Some Armenian sheep breeders say they have sold off the bulk of their animals to wholesale buyers doing business with Iran at prices considerably higher than in the domestic market. The retail price of lamb has more than tripled to between 3,000 and 4,000 drams ($10.6) per kilogram since May.
According to the National Statistical Service, Armenian exports of livestock and meat soared by 65 percent to $13.7 million in January-November 2009. The surge is particularly noteworthy when set against a 37.4 percent fall in the country’s overall export revenue recorded during the same period.
Agriculture Minister Gerasim Alaverdian clarified on Tuesday that Armenia exported some 117,000 sheep to Iran and some Arab countries in 2009. He said the figure accounts for roughly one-fifth of the country’s sheep population, dismissing fears that the export boom could wreak havoc on Armenian agriculture unless it is reined in by the government.
Sheep stocks appear to have fallen below a minimum level necessary for their reproduction in at least one Armenian village, Zvartnots. Located about 20 kilometers south of Yerevan, Zvartnots is mainly populated by Yezidi Kurds who have traditionally specialized in sheep breeding. Local residents said as much as 80 percent of their sheep was sold off last year.
“We have stopped breeding animals and can therefore be deemed Armenians,” joked one man. “We don’t have livestock anymore.” “The Iranians have taken what we had and left us sitting at home and doing nothing,” he said.
“Why do you blame the Iranians? We ourselves gave away our sheep,” said another one of his neighbors.
Armenia -- Sheep on a farm in Zvartnots village, January 27, 2010.
Zahar Ravoyan, the deputy chairman of the Union of Yezidis of Armenias who also lives in the village, had a simple explanation for that. “Everyone was in debt and they seized upon the chance to quickly repay the debts,” he told RFE/RL.
“Hay is expensive, there is no water and it’s hard to keep sheep. So if someone offers a good price why shouldn’t people sell?” reasoned one farmer. “They have now started shipping cattle to Iran,” he said, referring to livestock buyers.
Hrachya Berbedian, chairman of the Armenian Agrarian Union, sounded alarm over these developments, alleging that the government’s failure to step in testifies to its “ineptness.” “There is a large-scale export of sheep to Iran and Arab countries, which is a ‘welcome’ development,” he told RFE/RL. “We’re like a factory selling its machines and equipment after emptying its production inventories.”

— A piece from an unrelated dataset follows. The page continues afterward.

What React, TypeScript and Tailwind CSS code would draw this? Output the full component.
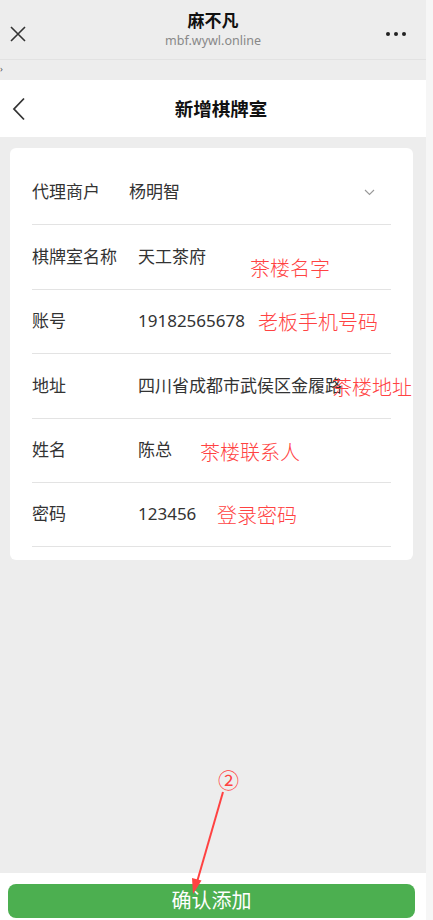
import React from 'react';

const font = { fontFamily: '"Noto Sans", "Noto Sans CJK SC", sans-serif' };

interface Row {
    label: string;
    value: string;
    note?: string;
    noteClass?: string;
    select?: boolean;
}

const rows: Row[] = [
    { label: '代理商户', value: '杨明智', select: true },
    { label: '棋牌室名称', value: '天工茶府', note: '茶楼名字', noteClass: 'left-[218px] top-[31px]' },
    { label: '账号', value: '19182565678', note: '老板手机号码', noteClass: 'left-[226px] top-[20px]' },
    { label: '地址', value: '四川省成都市武侯区金履路', note: '茶楼地址', noteClass: 'left-[300px] top-[21px]' },
    { label: '姓名', value: '陈总', note: '茶楼联系人', noteClass: 'left-[168px] top-[21px]' },
    { label: '密码', value: '123456', note: '登录密码', noteClass: 'left-[185px] top-[20px]' },
];

function FormRow({ row }: { row: Row }) {
    return (
        <div className="relative flex h-[64.4px] items-center border-b border-[#e3e3e3] text-[17px] text-[#333]">
            <span className={row.select ? 'w-[97px] -mt-[1px]' : 'w-[106px] -mt-[1px]'}>{row.label}</span>
            <span className="flex-1 -mt-[1px] whitespace-nowrap">{row.value}</span>
            {row.select && (
                <svg width="11" height="7" viewBox="0 0 11 7" className="mr-[16px]">
                    <path d="M1 1l4.5 4.5L10 1" fill="none" stroke="#999" strokeWidth="1.1" />
                </svg>
            )}
            {row.note && (
                <span className={`absolute whitespace-nowrap text-[20px] leading-[26px] font-light text-[#ff4242] ${row.noteClass}`}>
                    {row.note}
                </span>
            )}
        </div>
    );
}

export default function App() {
    return (
        <div className="relative flex h-[920px] w-[433px] overflow-hidden bg-[#f6f6f6]" style={font}>
            <div className="flex w-[426px] flex-col bg-[#ededed]">
                {/* wechat top bar */}
                <div className="relative flex h-[60px] shrink-0 flex-col items-center justify-center border-b border-[#e2e2e2]">
                    <svg width="16" height="16" viewBox="0 0 16 16" className="absolute left-[10px] top-[26px]">
                        <path d="M1 1l14 14M15 1L1 15" stroke="#333" strokeWidth="1.6" />
                    </svg>
                    <span className="text-[17px] font-bold leading-[22px] text-[#111] mt-[1px]">麻不凡</span>
                    <span className="text-[12.5px] leading-[18px] text-[#888]">mbf.wywl.online</span>
                    <div className="absolute right-[20px] top-[32px] flex gap-[4px]">
                        <span className="h-[4px] w-[4px] rounded-full bg-[#222]" />
                        <span className="h-[4px] w-[4px] rounded-full bg-[#222]" />
                        <span className="h-[4px] w-[4px] rounded-full bg-[#222]" />
                    </div>
                </div>
                <div className="h-[20px] shrink-0 pt-[4px] text-[9px] leading-[9px] text-[#555]">›</div>

                {/* page nav */}
                <div className="relative flex h-[57px] shrink-0 items-center justify-center bg-white">
                    <svg width="14" height="24" viewBox="0 0 14 24" className="absolute left-[12px] top-[17px]">
                        <path d="M12 1.5L2 12l10 10.5" fill="none" stroke="#333" strokeWidth="1.8" />
                    </svg>
                    <span className="ml-[16px] text-[18.5px] font-bold text-[#111]">新增棋牌室</span>
                </div>

                {/* form */}
                <div className="flex-1 pl-[10px] pr-[13px] pt-[11px]">
                    <div className="rounded-[6px] bg-white px-[22px] pt-[13px] pb-[13px]">
                        {rows.map((r) => (
                            <FormRow key={r.label} row={r} />
                        ))}
                    </div>
                </div>

                {/* footer button */}
                <div className="flex h-[47px] shrink-0 items-start bg-white px-[8px] pt-[11px]">
                    <button className="flex h-[34px] w-[407px] items-center justify-center rounded-[8px] bg-[#4caf50] text-[20px] text-white">
                        确认添加
                    </button>
                </div>
            </div>

            {/* annotation arrow */}
            <span className="absolute left-[218px] top-[767px] text-[21px] leading-[26px] text-[#ff4242]">②</span>
            <svg width="433" height="920" className="pointer-events-none absolute left-0 top-0">
                <line x1="223" y1="792" x2="197" y2="882" stroke="#ff4242" strokeWidth="2" />
                <polygon points="193,894 201.5,880.5 192,878" fill="#ff4242" />
            </svg>
        </div>
    );
}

Alaverdian, the agriculture minister, insisted, however, that the exported sheep were mainly “unfit for reproduction” and that Armenia’s sheep stocks will grow by 200,000 already by this summer. He said the Ministry of Agriculture has devised a plan of actions aimed at raising the total number of sheep to 1.5 million by 2020. Speaking at a news conference, Alaverdian also announced that Armenia will soon start also exporting live cattle and beef to Iran.
Such a prospect is causing serious concern among local meat traders who fear that a resulting surge in the prices of beef, which is consumed in Armenia in far greater amounts than lamb, will dramatically cut their sales. About a dozen traders in a Yerevan food market temporarily shut down their meat shops on Wednesday to demand a government ban or restrictions on beef exports.
“They must not take cattle abroad,” one of them told RFE/RL. “We risk running out of meat. It’s beneficial for farmers to sell cattle at a higher price. But they don’t think about what they are going to eat tomorrow.”
“If things continue like this, there will no meat one month later,” claimed another protester.
The retail price of beef has slightly risen over the past month and currently averages 1,700-1,800 drams per kilogram in Yerevan food stores and markets.